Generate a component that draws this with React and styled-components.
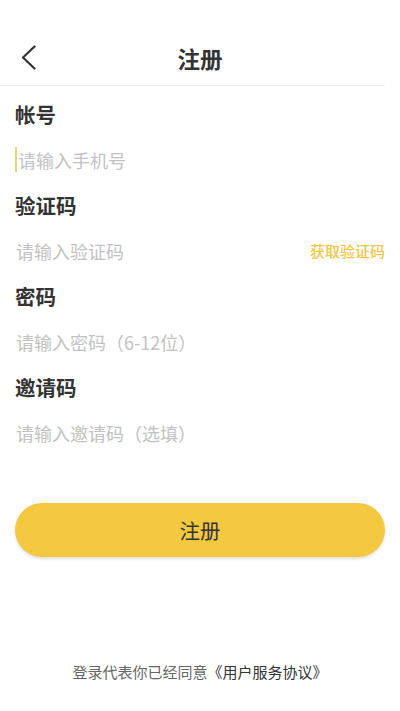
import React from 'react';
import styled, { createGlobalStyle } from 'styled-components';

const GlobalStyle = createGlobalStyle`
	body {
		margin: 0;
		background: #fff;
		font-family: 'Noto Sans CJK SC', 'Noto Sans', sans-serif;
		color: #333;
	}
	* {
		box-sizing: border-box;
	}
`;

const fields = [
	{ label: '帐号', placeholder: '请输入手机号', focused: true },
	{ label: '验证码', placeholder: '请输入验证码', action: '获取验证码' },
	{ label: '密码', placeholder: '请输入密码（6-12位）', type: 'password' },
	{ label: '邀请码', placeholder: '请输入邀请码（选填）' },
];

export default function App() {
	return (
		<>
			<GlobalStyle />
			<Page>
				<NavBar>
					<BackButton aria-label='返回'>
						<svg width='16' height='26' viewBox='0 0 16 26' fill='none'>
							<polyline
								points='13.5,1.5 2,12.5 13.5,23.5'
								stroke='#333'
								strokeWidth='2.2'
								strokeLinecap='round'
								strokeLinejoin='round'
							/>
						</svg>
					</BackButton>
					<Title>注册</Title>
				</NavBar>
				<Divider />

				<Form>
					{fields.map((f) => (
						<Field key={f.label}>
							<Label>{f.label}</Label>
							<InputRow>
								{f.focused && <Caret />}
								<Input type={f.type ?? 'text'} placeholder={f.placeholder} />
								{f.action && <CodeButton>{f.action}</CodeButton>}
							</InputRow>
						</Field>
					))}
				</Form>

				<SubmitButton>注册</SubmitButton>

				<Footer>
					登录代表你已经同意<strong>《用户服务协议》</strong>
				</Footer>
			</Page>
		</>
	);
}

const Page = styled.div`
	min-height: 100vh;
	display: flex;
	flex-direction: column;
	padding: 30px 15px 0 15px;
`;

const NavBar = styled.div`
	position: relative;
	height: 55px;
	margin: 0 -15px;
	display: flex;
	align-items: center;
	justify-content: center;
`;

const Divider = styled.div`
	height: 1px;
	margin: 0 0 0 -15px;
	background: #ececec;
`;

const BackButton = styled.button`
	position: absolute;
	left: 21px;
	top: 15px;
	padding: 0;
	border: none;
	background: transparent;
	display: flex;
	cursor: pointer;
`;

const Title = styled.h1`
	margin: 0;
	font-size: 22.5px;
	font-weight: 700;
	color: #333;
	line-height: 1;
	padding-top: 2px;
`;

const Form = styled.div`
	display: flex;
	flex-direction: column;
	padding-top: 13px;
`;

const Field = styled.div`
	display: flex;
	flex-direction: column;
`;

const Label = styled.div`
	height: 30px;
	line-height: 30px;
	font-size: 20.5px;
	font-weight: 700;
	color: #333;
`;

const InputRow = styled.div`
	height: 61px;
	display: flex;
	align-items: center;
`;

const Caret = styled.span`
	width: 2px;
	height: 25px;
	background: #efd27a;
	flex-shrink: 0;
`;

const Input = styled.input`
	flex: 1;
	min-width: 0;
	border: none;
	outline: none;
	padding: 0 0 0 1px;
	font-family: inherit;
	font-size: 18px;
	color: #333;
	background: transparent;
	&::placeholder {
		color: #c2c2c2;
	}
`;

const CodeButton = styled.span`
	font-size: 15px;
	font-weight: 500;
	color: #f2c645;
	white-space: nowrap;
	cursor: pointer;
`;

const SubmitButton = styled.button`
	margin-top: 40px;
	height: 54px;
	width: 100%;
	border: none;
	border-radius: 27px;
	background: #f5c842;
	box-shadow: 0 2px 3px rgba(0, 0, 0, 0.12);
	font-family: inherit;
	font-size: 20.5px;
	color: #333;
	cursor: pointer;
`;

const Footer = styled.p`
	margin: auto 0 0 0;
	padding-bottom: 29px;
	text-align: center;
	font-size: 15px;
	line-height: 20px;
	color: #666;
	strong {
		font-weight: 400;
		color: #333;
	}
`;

EXERCISE BRIEF:
Reproduce the material above in full and without alteration, but skip all pictures.

ANSWER FOR THIS EXERCISE:
Generate a component that draws this with React and styled-components.
import React from 'react';
import styled, { createGlobalStyle } from 'styled-components';

const GlobalStyle = createGlobalStyle`
	body {
		margin: 0;
		background: #fff;
		font-family: 'Noto Sans CJK SC', 'Noto Sans', sans-serif;
		color: #333;
	}
	* {
		box-sizing: border-box;
	}
`;

const fields = [
	{ label: '帐号', placeholder: '请输入手机号', focused: true },
	{ label: '验证码', placeholder: '请输入验证码', action: '获取验证码' },
	{ label: '密码', placeholder: '请输入密码（6-12位）', type: 'password' },
	{ label: '邀请码', placeholder: '请输入邀请码（选填）' },
];

export default function App() {
	return (
		<>
			<GlobalStyle />
			<Page>
				<NavBar>
					<BackButton aria-label='返回'>
						<svg width='16' height='26' viewBox='0 0 16 26' fill='none'>
							<polyline
								points='13.5,1.5 2,12.5 13.5,23.5'
								stroke='#333'
								strokeWidth='2.2'
								strokeLinecap='round'
								strokeLinejoin='round'
							/>
						</svg>
					</BackButton>
					<Title>注册</Title>
				</NavBar>
				<Divider />

				<Form>
					{fields.map((f) => (
						<Field key={f.label}>
							<Label>{f.label}</Label>
							<InputRow>
								{f.focused && <Caret />}
								<Input type={f.type ?? 'text'} placeholder={f.placeholder} />
								{f.action && <CodeButton>{f.action}</CodeButton>}
							</InputRow>
						</Field>
					))}
				</Form>

				<SubmitButton>注册</SubmitButton>

				<Footer>
					登录代表你已经同意<strong>《用户服务协议》</strong>
				</Footer>
			</Page>
		</>
	);
}

const Page = styled.div`
	min-height: 100vh;
	display: flex;
	flex-direction: column;
	padding: 30px 15px 0 15px;
`;

const NavBar = styled.div`
	position: relative;
	height: 55px;
	margin: 0 -15px;
	display: flex;
	align-items: center;
	justify-content: center;
`;

const Divider = styled.div`
	height: 1px;
	margin: 0 0 0 -15px;
	background: #ececec;
`;

const BackButton = styled.button`
	position: absolute;
	left: 21px;
	top: 15px;
	padding: 0;
	border: none;
	background: transparent;
	display: flex;
	cursor: pointer;
`;

const Title = styled.h1`
	margin: 0;
	font-size: 22.5px;
	font-weight: 700;
	color: #333;
	line-height: 1;
	padding-top: 2px;
`;

const Form = styled.div`
	display: flex;
	flex-direction: column;
	padding-top: 13px;
`;

const Field = styled.div`
	display: flex;
	flex-direction: column;
`;

const Label = styled.div`
	height: 30px;
	line-height: 30px;
	font-size: 20.5px;
	font-weight: 700;
	color: #333;
`;

const InputRow = styled.div`
	height: 61px;
	display: flex;
	align-items: center;
`;

const Caret = styled.span`
	width: 2px;
	height: 25px;
	background: #efd27a;
	flex-shrink: 0;
`;

const Input = styled.input`
	flex: 1;
	min-width: 0;
	border: none;
	outline: none;
	padding: 0 0 0 1px;
	font-family: inherit;
	font-size: 18px;
	color: #333;
	background: transparent;
	&::placeholder {
		color: #c2c2c2;
	}
`;

const CodeButton = styled.span`
	font-size: 15px;
	font-weight: 500;
	color: #f2c645;
	white-space: nowrap;
	cursor: pointer;
`;

const SubmitButton = styled.button`
	margin-top: 40px;
	height: 54px;
	width: 100%;
	border: none;
	border-radius: 27px;
	background: #f5c842;
	box-shadow: 0 2px 3px rgba(0, 0, 0, 0.12);
	font-family: inherit;
	font-size: 20.5px;
	color: #333;
	cursor: pointer;
`;

const Footer = styled.p`
	margin: auto 0 0 0;
	padding-bottom: 29px;
	text-align: center;
	font-size: 15px;
	line-height: 20px;
	color: #666;
	strong {
		font-weight: 400;
		color: #333;
	}
`;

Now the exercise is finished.